Xceed Mortgage Corporation, formerly one of Canada’s biggest subprime lenders, lost $16.7 million last quarter compared to a $4.7 million profit a year before. Revenue sank to $2.6 million versus $16.4 million. Xceed’s funded mortgage volumes fell 55%.
Restructuring costs, a shift to low-margin insured mortgages, lower origination volumes, and lower securitization income contributed to these ugly numbers. Xceeds stock price is now 1/6 of what it was a year ago.
Now the good news.
Costs are way down. In March, Xceed let go 74 employees to cut expenses. That helped the company be cash-flow positive in the 2nd quarter. CEO, Ivan Wahl now expects Xceed to “return to profitability in the second half of this year.”

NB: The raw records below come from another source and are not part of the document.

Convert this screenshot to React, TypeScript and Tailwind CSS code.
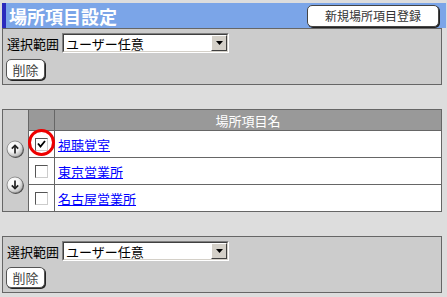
import React from "react";

const FONT = { fontFamily: '"Noto Sans CJK JP", "Noto Sans", sans-serif' };

function Select() {
  return (
    <div className="w-[167px] h-[20px] border border-t-[#808080] border-l-[#808080] border-b-white border-r-white">
      <div className="w-full h-full flex items-center border border-t-[#404040] border-l-[#404040] border-b-[#d4d0c8] border-r-[#d4d0c8] bg-white">
        <span className="flex-1 pl-[2px] text-[13px] leading-none text-black">ユーザー任意</span>
        <div className="w-[16px] h-[16px] flex items-center justify-center bg-[#d4d0c8] border border-t-white border-l-white border-b-[#404040] border-r-[#404040]">
          <svg width="7" height="4" viewBox="0 0 7 4">
            <polygon points="0,0 7,0 3.5,4" fill="#000" />
          </svg>
        </div>
      </div>
    </div>
  );
}

function DelButton() {
  return (
    <div className="w-[39px] h-[21px] flex items-center justify-center rounded-[5px] bg-white border border-[#555] shadow-[1px_1px_0_#222] text-[13px] leading-none text-[#444]">
      削除
    </div>
  );
}

function Panel() {
  return (
    <div className="w-[440px] h-[57px] border border-[#666] bg-[#cccccc] pl-[4px] pt-[4px]">
      <div className="flex items-center h-[20px]">
        <span className="text-[13px] leading-none text-black w-[55px]">選択範囲</span>
        <Select />
      </div>
      <div className="mt-[6px] -ml-[1px]">
        <DelButton />
      </div>
    </div>
  );
}

function ArrowBtn({ up }: { up: boolean }) {
  const id = up ? "gu" : "gd";
  return (
    <svg width="19" height="19" viewBox="0 0 19 19">
      <defs>
        <radialGradient id={id} cx="38%" cy="32%" r="70%">
          <stop offset="0%" stopColor="#ffffff" />
          <stop offset="55%" stopColor="#f2f2f2" />
          <stop offset="100%" stopColor="#b0b0b0" />
        </radialGradient>
      </defs>
      <circle cx="9.6" cy="9.6" r="8.3" fill="#444" />
      <circle cx="9" cy="9" r="8" fill={`url(#${id})`} stroke="#777" strokeWidth="0.7" />
      {up ? (
        <g stroke="#222" strokeWidth="1.7" fill="none">
          <line x1="9" y1="5.5" x2="9" y2="13.5" />
          <polyline points="5.8,8.7 9,5.5 12.2,8.7" />
        </g>
      ) : (
        <g stroke="#222" strokeWidth="1.7" fill="none">
          <line x1="9" y1="4.5" x2="9" y2="12.5" />
          <polyline points="5.8,9.3 9,12.5 12.2,9.3" />
        </g>
      )}
    </svg>
  );
}

function CheckBox({ checked }: { checked: boolean }) {
  return (
    <div className="w-[13px] h-[13px] border border-t-[#555] border-l-[#555] border-b-[#ccc] border-r-[#ccc] bg-white flex items-center justify-center">
      {checked && (
        <svg width="9" height="8" viewBox="0 0 9 8">
          <polyline points="1,3.5 3.5,6.5 8,1" stroke="#000" strokeWidth="1.8" fill="none" />
        </svg>
      )}
    </div>
  );
}

function Row({ name, checked, h, last }: { name: string; checked: boolean; h: string; last?: boolean }) {
  return (
    <div className={`flex bg-white ${h} ${last ? "" : "border-b border-[#666]"}`}>
      <div className="relative w-[26px] border-r border-[#666] flex items-center justify-center">
        <CheckBox checked={checked} />
        {checked && (
          <div className="absolute left-[-1px] top-[-2px] w-[27px] h-[27px] rounded-full border-[3px] border-[#ee0000]" />
        )}
      </div>
      <div className="flex-1 flex items-center pl-[3px]">
        <a href="#" className="text-[13px] leading-none text-[#0000ff] underline">
          {name}
        </a>
      </div>
    </div>
  );
}

export default function App() {
  return (
    <div className="w-[447px] h-[297px] bg-[#dddddd] pt-[3px] pl-[2px]" style={FONT}>
      <div className="w-[444px] h-[25px] flex items-center justify-between border-l-4 border-[#2b2bbd] bg-[#7ba5e8] pl-[3px] pr-[7px]">
        <span className="text-[18px] font-bold leading-none text-white">場所項目設定</span>
        <div className="w-[132px] h-[22px] flex items-center justify-center rounded-[5px] bg-white border border-[#444] shadow-[1px_1px_0_#222] text-[12px] leading-none text-[#333]">
          新規場所項目登録
        </div>
      </div>
      <Panel />
      <div className="mt-[24px] w-[440px] h-[103px] flex border border-[#666]">
        <div className="w-[26px] bg-[#cccccc] border-r border-[#666] flex flex-col items-center pt-[30px] gap-[17px]">
          <ArrowBtn up />
          <ArrowBtn up={false} />
        </div>
        <div className="flex-1 flex flex-col">
          <div className="flex h-[21px] bg-[#999999] border-b border-[#666]">
            <div className="w-[26px] border-r border-[#666]" />
            <div className="flex-1 flex items-center justify-center text-[13px] leading-none text-white">
              場所項目名
            </div>
          </div>
          <Row name="視聴覚室" checked h="h-[27px]" />
          <Row name="東京営業所" checked={false} h="h-[27px]" />
          <Row name="名古屋営業所" checked={false} h="h-[26px]" last />
        </div>
      </div>
      <div className="mt-[24px]">
        <Panel />
      </div>
    </div>
  );
}
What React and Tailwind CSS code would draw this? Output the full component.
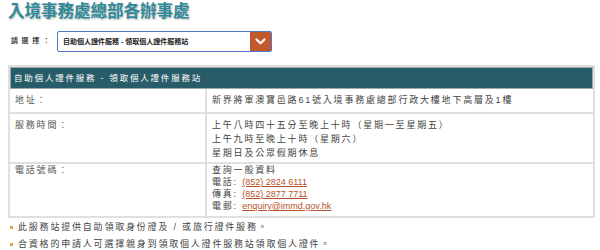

Xceed has seemingly completed its transition from subprime mortgages to less risky insured mortgages. CEO, Ivan Wahl, says: “Xceed now is solely originating mortgages that qualify for insurance and sale to the Canada Mortgage Bond Program.”
That’s good, except that lots of other lenders have the same strategy. That means competition is vicious and Xceed’s profits might be paper thin for a while. (Not a fact, just our gut feel)
Xceed’s future may depend on its ability to differentiate itself from the slew of other low-margin competitors. What has the company got up it’s sleeve in this respect? We’re anxious to find out.